## WHAT TO DO
List, from the lines below, each one with "components" in it.

○ ○ ○

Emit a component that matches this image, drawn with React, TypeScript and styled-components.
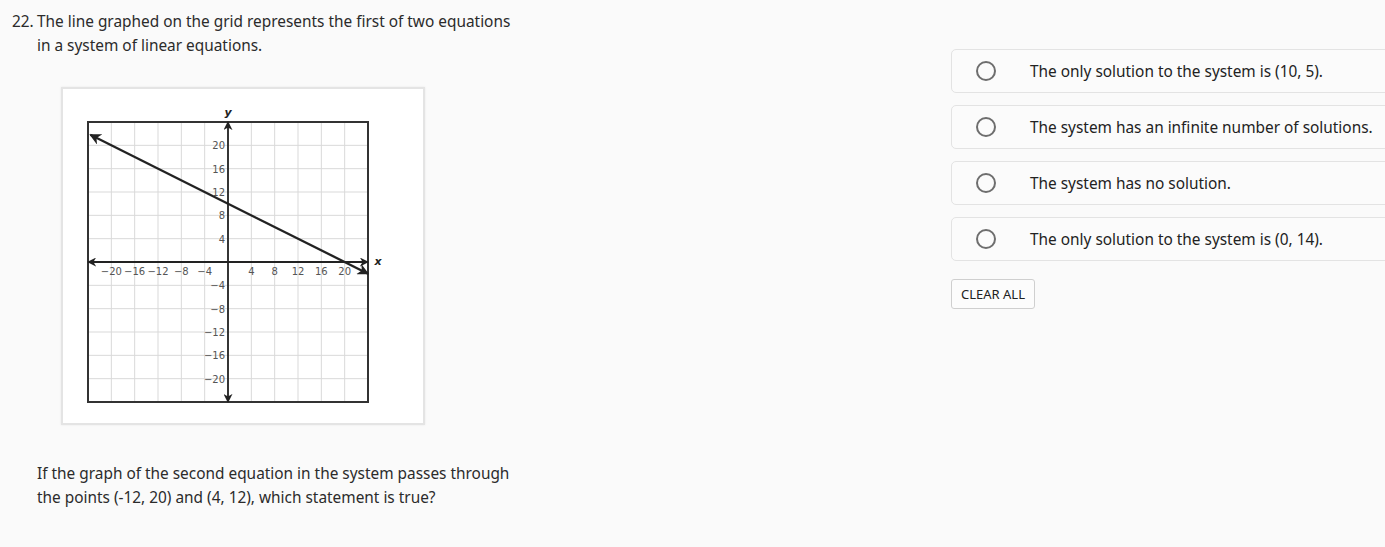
import React from "react";
import styled, { createGlobalStyle } from "styled-components";

const GlobalStyle = createGlobalStyle`
  html, body {
    margin: 0;
    padding: 0;
    background: #fafafa;
    overflow: hidden;
  }
  body {
    font-family: "Noto Sans", "Open Sans", sans-serif;
    color: #2b2b2b;
  }
`;

const Page = styled.div`
  display: grid;
  grid-template-columns: 951px 1fr;
  width: 1385px;
  height: 547px;
  overflow: hidden;
`;

const QuestionColumn = styled.div`
  padding: 10px 0 0 12px;
`;

const Stem = styled.div`
  display: flex;
  font-size: 15.4px;
  line-height: 24px;
  width: 503px;
`;

const Number = styled.span`
  width: 25px;
  flex-shrink: 0;
`;

const GraphCard = styled.div`
  width: 360px;
  height: 334px;
  margin: 29px 0 0 49px;
  background: #fff;
  border: 2px solid #e4e4e4;
  box-shadow: 0 0 2px rgba(0, 0, 0, 0.08);
`;

const Prompt = styled.p`
  margin: 37px 0 0 25px;
  font-size: 15.4px;
  line-height: 24px;
  width: 480px;
`;

const AnswerColumn = styled.div`
  padding-top: 49px;
  display: flex;
  flex-direction: column;
  gap: 12px;
`;

const Choice = styled.label`
  display: flex;
  align-items: center;
  width: 480px;
  height: 42px;
  border: 1px solid #e3e3e3;
  border-radius: 5px;
  background: #fbfbfb;
  font-size: 15.4px;
  color: #222;
  cursor: pointer;
`;

const Radio = styled.span`
  width: 16px;
  height: 16px;
  border: 2px solid #6e6e6e;
  border-radius: 50%;
  margin: 0 34px 0 24px;
  flex-shrink: 0;
`;

const ClearButton = styled.button`
  align-self: flex-start;
  margin-top: 6px;
  height: 30px;
  padding: 0 9px;
  border: 1px solid #cfcfcf;
  border-radius: 3px;
  background: #fcfcfc;
  font-family: "Noto Sans", "Open Sans", sans-serif;
  font-size: 13px;
  color: #222;
`;

const U = 140 / 24;
const CX = 165;
const CY = 173;
const px = (x: number) => CX + x * U;
const py = (y: number) => CY - y * U;

const ticks = [-24, -20, -16, -12, -8, -4, 0, 4, 8, 12, 16, 20, 24];
const labels = [-20, -16, -12, -8, -4, 4, 8, 12, 16, 20];
const fmt = (n: number) => (n < 0 ? `\u2212${-n}` : `${n}`);

const Graph: React.FC = () => (
  <svg width="360" height="334" viewBox="0 0 360 334">
    <defs>
      <marker
        id="ah"
        viewBox="0 0 10 10"
        refX="9"
        refY="5"
        markerWidth="5"
        markerHeight="5"
        orient="auto-start-reverse"
      >
        <path d="M0 0 L10 5 L0 10 L3 5 Z" fill="#222" />
      </marker>
    </defs>
    {ticks.map((t) => (
      <g key={t}>
        <line x1={px(t)} y1={py(24)} x2={px(t)} y2={py(-24)} stroke="#d9d9d9" strokeWidth="1" />
        <line x1={px(-24)} y1={py(t)} x2={px(24)} y2={py(t)} stroke="#d9d9d9" strokeWidth="1" />
      </g>
    ))}
    <rect x={px(-24)} y={py(24)} width={280} height={280} fill="none" stroke="#333" strokeWidth="2" />
    <line x1={px(-24)} y1={CY} x2={px(24)} y2={CY} stroke="#222" strokeWidth="1.8" markerStart="url(#ah)" markerEnd="url(#ah)" />
    <line x1={CX} y1={py(24)} x2={CX} y2={py(-24)} stroke="#222" strokeWidth="1.8" markerStart="url(#ah)" markerEnd="url(#ah)" />
    <line
      x1={px(-23.6)}
      y1={py(21.8)}
      x2={px(24)}
      y2={py(-2)}
      stroke="#222"
      strokeWidth="2.3"
      markerStart="url(#ah)"
      markerEnd="url(#ah)"
    />
    <g fontFamily="'DejaVu Sans', Verdana, sans-serif" fontSize="10" fill="#555">
      {labels.map((l) => (
        <text key={`x${l}`} x={px(l)} y={CY + 13} textAnchor="middle">
          {fmt(l)}
        </text>
      ))}
      {labels.map((l) => (
        <text key={`y${l}`} x={CX - 3} y={py(l) + 4} textAnchor="end">
          {fmt(l)}
        </text>
      ))}
    </g>
    <text x={CX} y={27} textAnchor="middle" fontFamily="'DejaVu Sans', sans-serif" fontSize="11" fontStyle="italic" fontWeight="bold" fill="#222">
      y
    </text>
    <text x={px(24) + 10} y={CY + 3} textAnchor="middle" fontFamily="'DejaVu Sans', sans-serif" fontSize="11" fontStyle="italic" fontWeight="bold" fill="#222">
      x
    </text>
  </svg>
);

const choices = [
  "The only solution to the system is (10, 5).",
  "The system has an infinite number of solutions.",
  "The system has no solution.",
  "The only solution to the system is (0, 14).",
];

const App: React.FC = () => (
  <>
    <GlobalStyle />
    <Page>
      <QuestionColumn>
        <Stem>
          <Number>22.</Number>
          <span>
            The line graphed on the grid represents the first of two equations
            in a system of linear equations.
          </span>
        </Stem>
        <GraphCard>
          <Graph />
        </GraphCard>
        <Prompt>
          If the graph of the second equation in the system passes through the
          points (-12, 20) and (4, 12), which statement is true?
        </Prompt>
      </QuestionColumn>
      <AnswerColumn>
        {choices.map((c) => (
          <Choice key={c}>
            <Radio />
            {c}
          </Choice>
        ))}
        <ClearButton>CLEAR ALL</ClearButton>
      </AnswerColumn>
    </Page>
  </>
);

export default App;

○ ○ ○

## TASK RESPONSE
Emit a component that matches this image, drawn with React, TypeScript and styled-components.
import styled, { createGlobalStyle } from "styled-components";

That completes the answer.